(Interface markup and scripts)
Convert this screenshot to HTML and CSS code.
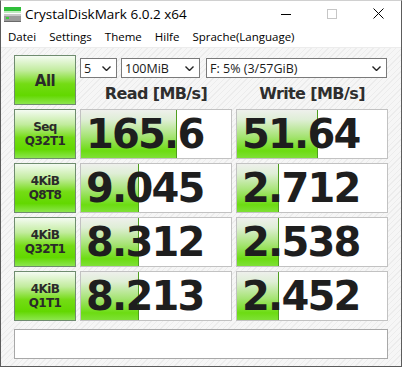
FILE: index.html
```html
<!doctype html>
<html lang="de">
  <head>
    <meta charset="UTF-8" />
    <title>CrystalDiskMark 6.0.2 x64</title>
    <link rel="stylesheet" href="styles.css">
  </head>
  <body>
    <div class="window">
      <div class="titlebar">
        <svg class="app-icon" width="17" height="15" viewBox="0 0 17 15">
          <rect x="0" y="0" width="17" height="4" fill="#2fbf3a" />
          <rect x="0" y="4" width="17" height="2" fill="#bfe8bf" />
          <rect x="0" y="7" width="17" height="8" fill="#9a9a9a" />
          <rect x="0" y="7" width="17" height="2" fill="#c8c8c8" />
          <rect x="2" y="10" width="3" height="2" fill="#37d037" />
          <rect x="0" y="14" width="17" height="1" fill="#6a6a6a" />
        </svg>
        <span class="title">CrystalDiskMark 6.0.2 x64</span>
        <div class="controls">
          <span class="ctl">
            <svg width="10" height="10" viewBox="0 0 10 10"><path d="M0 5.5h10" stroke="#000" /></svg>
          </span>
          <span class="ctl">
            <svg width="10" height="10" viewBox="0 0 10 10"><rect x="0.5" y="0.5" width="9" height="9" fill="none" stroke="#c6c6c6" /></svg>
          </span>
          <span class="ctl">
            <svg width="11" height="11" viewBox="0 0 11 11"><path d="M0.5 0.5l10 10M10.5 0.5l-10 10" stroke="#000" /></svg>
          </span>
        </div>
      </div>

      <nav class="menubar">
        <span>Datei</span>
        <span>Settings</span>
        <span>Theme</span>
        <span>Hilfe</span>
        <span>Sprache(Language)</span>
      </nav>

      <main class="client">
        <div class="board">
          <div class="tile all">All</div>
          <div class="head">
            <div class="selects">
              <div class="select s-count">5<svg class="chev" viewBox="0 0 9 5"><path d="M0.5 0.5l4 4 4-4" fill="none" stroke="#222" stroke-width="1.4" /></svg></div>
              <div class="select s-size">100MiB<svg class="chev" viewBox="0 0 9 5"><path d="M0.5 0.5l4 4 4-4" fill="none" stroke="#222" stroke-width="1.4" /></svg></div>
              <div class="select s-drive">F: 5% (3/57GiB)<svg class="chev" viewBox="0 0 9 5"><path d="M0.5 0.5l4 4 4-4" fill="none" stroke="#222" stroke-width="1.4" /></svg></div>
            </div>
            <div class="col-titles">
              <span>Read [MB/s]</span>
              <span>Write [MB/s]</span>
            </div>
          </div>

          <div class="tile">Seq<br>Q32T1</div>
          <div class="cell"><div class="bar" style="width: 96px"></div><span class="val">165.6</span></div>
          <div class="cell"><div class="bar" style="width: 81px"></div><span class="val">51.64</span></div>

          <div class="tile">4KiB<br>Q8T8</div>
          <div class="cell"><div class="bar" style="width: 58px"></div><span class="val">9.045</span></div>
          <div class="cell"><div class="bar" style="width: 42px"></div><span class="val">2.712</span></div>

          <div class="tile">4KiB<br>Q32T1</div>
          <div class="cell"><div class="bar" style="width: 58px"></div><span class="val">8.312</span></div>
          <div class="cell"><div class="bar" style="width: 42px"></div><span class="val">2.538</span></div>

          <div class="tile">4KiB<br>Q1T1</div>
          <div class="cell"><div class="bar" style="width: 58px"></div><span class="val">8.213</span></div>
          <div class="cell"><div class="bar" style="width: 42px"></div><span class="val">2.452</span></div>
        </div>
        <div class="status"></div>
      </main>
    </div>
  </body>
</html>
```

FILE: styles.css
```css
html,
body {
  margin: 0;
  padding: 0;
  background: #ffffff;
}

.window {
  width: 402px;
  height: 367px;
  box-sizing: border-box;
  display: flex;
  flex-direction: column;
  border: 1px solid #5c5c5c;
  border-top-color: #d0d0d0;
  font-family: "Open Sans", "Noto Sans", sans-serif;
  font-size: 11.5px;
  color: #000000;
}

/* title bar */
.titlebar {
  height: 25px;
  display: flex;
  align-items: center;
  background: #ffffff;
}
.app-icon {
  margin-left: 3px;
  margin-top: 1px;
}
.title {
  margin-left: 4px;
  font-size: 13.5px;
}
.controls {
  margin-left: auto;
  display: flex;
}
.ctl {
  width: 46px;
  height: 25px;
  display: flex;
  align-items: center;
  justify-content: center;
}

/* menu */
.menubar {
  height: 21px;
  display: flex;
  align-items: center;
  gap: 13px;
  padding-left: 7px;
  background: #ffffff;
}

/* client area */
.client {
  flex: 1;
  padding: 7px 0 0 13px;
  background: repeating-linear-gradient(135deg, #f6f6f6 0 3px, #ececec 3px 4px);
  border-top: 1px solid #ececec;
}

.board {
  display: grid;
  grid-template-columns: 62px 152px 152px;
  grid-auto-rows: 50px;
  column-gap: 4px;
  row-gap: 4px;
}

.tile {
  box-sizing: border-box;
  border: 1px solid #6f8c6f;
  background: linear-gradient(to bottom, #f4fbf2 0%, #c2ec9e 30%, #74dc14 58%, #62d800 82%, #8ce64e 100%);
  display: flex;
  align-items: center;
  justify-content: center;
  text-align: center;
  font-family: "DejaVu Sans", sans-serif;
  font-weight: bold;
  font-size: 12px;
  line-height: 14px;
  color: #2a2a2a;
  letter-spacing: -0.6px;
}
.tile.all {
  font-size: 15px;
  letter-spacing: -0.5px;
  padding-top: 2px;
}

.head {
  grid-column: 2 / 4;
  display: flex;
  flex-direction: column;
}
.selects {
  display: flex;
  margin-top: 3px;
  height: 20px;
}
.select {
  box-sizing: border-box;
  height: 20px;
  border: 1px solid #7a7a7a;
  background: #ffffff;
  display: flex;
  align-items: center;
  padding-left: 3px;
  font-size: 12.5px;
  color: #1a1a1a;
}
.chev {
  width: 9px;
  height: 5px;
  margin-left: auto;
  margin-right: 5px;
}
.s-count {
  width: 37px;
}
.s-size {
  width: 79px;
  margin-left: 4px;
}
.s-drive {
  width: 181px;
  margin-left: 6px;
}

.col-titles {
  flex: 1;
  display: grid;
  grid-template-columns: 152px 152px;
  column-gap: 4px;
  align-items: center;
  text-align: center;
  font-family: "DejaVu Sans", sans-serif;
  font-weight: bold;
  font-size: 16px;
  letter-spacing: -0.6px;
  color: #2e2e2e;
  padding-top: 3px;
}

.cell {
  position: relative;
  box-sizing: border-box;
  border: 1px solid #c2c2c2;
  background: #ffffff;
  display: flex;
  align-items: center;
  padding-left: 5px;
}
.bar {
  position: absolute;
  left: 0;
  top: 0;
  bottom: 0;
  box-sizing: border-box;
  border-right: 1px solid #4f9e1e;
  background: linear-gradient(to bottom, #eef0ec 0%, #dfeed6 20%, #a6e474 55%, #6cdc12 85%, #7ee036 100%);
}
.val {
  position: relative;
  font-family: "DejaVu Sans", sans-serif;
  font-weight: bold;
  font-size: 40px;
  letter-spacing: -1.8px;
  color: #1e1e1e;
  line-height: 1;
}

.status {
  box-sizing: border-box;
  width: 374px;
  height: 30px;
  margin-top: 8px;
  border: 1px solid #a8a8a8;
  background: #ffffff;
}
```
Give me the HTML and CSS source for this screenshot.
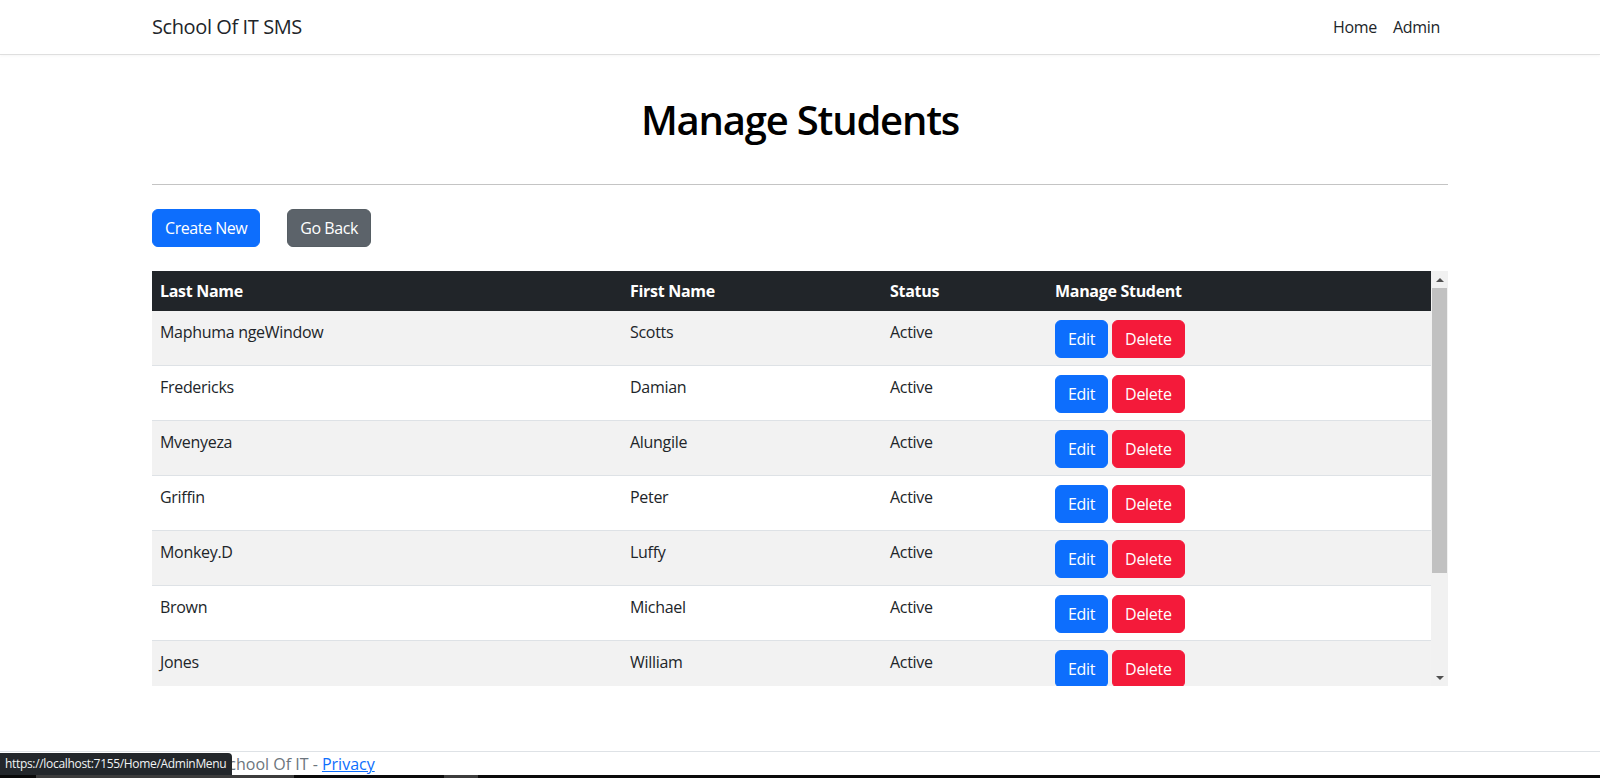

### Written request
Exclude the pictures and transcribe all of the entries exactly.

### The solution
Convert this screenshot to HTML and CSS code.
FILE: index.html
```html
<!doctype html>
<html lang="de">
  <head>
    <meta charset="UTF-8" />
    <title>CrystalDiskMark 6.0.2 x64</title>
    <link rel="stylesheet" href="styles.css">
  </head>
  <body>
    <div class="window">
      <div class="titlebar">
        <svg class="app-icon" width="17" height="15" viewBox="0 0 17 15">
          <rect x="0" y="0" width="17" height="4" fill="#2fbf3a" />
          <rect x="0" y="4" width="17" height="2" fill="#bfe8bf" />
          <rect x="0" y="7" width="17" height="8" fill="#9a9a9a" />
          <rect x="0" y="7" width="17" height="2" fill="#c8c8c8" />
          <rect x="2" y="10" width="3" height="2" fill="#37d037" />
          <rect x="0" y="14" width="17" height="1" fill="#6a6a6a" />
        </svg>
        <span class="title">CrystalDiskMark 6.0.2 x64</span>
        <div class="controls">
          <span class="ctl">
            <svg width="10" height="10" viewBox="0 0 10 10"><path d="M0 5.5h10" stroke="#000" /></svg>
          </span>
          <span class="ctl">
            <svg width="10" height="10" viewBox="0 0 10 10"><rect x="0.5" y="0.5" width="9" height="9" fill="none" stroke="#c6c6c6" /></svg>
          </span>
          <span class="ctl">
            <svg width="11" height="11" viewBox="0 0 11 11"><path d="M0.5 0.5l10 10M10.5 0.5l-10 10" stroke="#000" /></svg>
          </span>
        </div>
      </div>

      <nav class="menubar">
        <span>Datei</span>
        <span>Settings</span>
        <span>Theme</span>
        <span>Hilfe</span>
        <span>Sprache(Language)</span>
      </nav>

      <main class="client">
        <div class="board">
          <div class="tile all">All</div>
          <div class="head">
            <div class="selects">
              <div class="select s-count">5<svg class="chev" viewBox="0 0 9 5"><path d="M0.5 0.5l4 4 4-4" fill="none" stroke="#222" stroke-width="1.4" /></svg></div>
              <div class="select s-size">100MiB<svg class="chev" viewBox="0 0 9 5"><path d="M0.5 0.5l4 4 4-4" fill="none" stroke="#222" stroke-width="1.4" /></svg></div>
              <div class="select s-drive">F: 5% (3/57GiB)<svg class="chev" viewBox="0 0 9 5"><path d="M0.5 0.5l4 4 4-4" fill="none" stroke="#222" stroke-width="1.4" /></svg></div>
            </div>
            <div class="col-titles">
              <span>Read [MB/s]</span>
              <span>Write [MB/s]</span>
            </div>
          </div>

          <div class="tile">Seq<br>Q32T1</div>
          <div class="cell"><div class="bar" style="width: 96px"></div><span class="val">165.6</span></div>
          <div class="cell"><div class="bar" style="width: 81px"></div><span class="val">51.64</span></div>

          <div class="tile">4KiB<br>Q8T8</div>
          <div class="cell"><div class="bar" style="width: 58px"></div><span class="val">9.045</span></div>
          <div class="cell"><div class="bar" style="width: 42px"></div><span class="val">2.712</span></div>

          <div class="tile">4KiB<br>Q32T1</div>
          <div class="cell"><div class="bar" style="width: 58px"></div><span class="val">8.312</span></div>
          <div class="cell"><div class="bar" style="width: 42px"></div><span class="val">2.538</span></div>

          <div class="tile">4KiB<br>Q1T1</div>
          <div class="cell"><div class="bar" style="width: 58px"></div><span class="val">8.213</span></div>
          <div class="cell"><div class="bar" style="width: 42px"></div><span class="val">2.452</span></div>
        </div>
        <div class="status"></div>
      </main>
    </div>
  </body>
</html>
```

FILE: styles.css
```css
html,
body {
  margin: 0;
  padding: 0;
  background: #ffffff;
}

.window {
  width: 402px;
  height: 367px;
  box-sizing: border-box;
  display: flex;
  flex-direction: column;
  border: 1px solid #5c5c5c;
  border-top-color: #d0d0d0;
  font-family: "Open Sans", "Noto Sans", sans-serif;
  font-size: 11.5px;
  color: #000000;
}

/* title bar */
.titlebar {
  height: 25px;
  display: flex;
  align-items: center;
  background: #ffffff;
}
.app-icon {
  margin-left: 3px;
  margin-top: 1px;
}
.title {
  margin-left: 4px;
  font-size: 13.5px;
}
.controls {
  margin-left: auto;
  display: flex;
}
.ctl {
  width: 46px;
  height: 25px;
  display: flex;
  align-items: center;
  justify-content: center;
}

/* menu */
.menubar {
  height: 21px;
  display: flex;
  align-items: center;
  gap: 13px;
  padding-left: 7px;
  background: #ffffff;
}

/* client area */
.client {
  flex: 1;
  padding: 7px 0 0 13px;
  background: repeating-linear-gradient(135deg, #f6f6f6 0 3px, #ececec 3px 4px);
  border-top: 1px solid #ececec;
}

.board {
  display: grid;
  grid-template-columns: 62px 152px 152px;
  grid-auto-rows: 50px;
  column-gap: 4px;
  row-gap: 4px;
}

.tile {
  box-sizing: border-box;
  border: 1px solid #6f8c6f;
  background: linear-gradient(to bottom, #f4fbf2 0%, #c2ec9e 30%, #74dc14 58%, #62d800 82%, #8ce64e 100%);
  display: flex;
  align-items: center;
  justify-content: center;
  text-align: center;
  font-family: "DejaVu Sans", sans-serif;
  font-weight: bold;
  font-size: 12px;
  line-height: 14px;
  color: #2a2a2a;
  letter-spacing: -0.6px;
}
.tile.all {
  font-size: 15px;
  letter-spacing: -0.5px;
  padding-top: 2px;
}

.head {
  grid-column: 2 / 4;
  display: flex;
  flex-direction: column;
}
.selects {
  display: flex;
  margin-top: 3px;
  height: 20px;
}
.select {
  box-sizing: border-box;
  height: 20px;
  border: 1px solid #7a7a7a;
  background: #ffffff;
  display: flex;
  align-items: center;
  padding-left: 3px;
  font-size: 12.5px;
  color: #1a1a1a;
}
.chev {
  width: 9px;
  height: 5px;
  margin-left: auto;
  margin-right: 5px;
}
.s-count {
  width: 37px;
}
.s-size {
  width: 79px;
  margin-left: 4px;
}
.s-drive {
  width: 181px;
  margin-left: 6px;
}

.col-titles {
  flex: 1;
  display: grid;
  grid-template-columns: 152px 152px;
  column-gap: 4px;
  align-items: center;
  text-align: center;
  font-family: "DejaVu Sans", sans-serif;
  font-weight: bold;
  font-size: 16px;
  letter-spacing: -0.6px;
  color: #2e2e2e;
  padding-top: 3px;
}

.cell {
  position: relative;
  box-sizing: border-box;
  border: 1px solid #c2c2c2;
  background: #ffffff;
  display: flex;
  align-items: center;
  padding-left: 5px;
}
.bar {
  position: absolute;
  left: 0;
  top: 0;
  bottom: 0;
  box-sizing: border-box;
  border-right: 1px solid #4f9e1e;
  background: linear-gradient(to bottom, #eef0ec 0%, #dfeed6 20%, #a6e474 55%, #6cdc12 85%, #7ee036 100%);
}
.val {
  position: relative;
  font-family: "DejaVu Sans", sans-serif;
  font-weight: bold;
  font-size: 40px;
  letter-spacing: -1.8px;
  color: #1e1e1e;
  line-height: 1;
}

.status {
  box-sizing: border-box;
  width: 374px;
  height: 30px;
  margin-top: 8px;
  border: 1px solid #a8a8a8;
  background: #ffffff;
}
```
Give me the HTML and CSS source for this screenshot.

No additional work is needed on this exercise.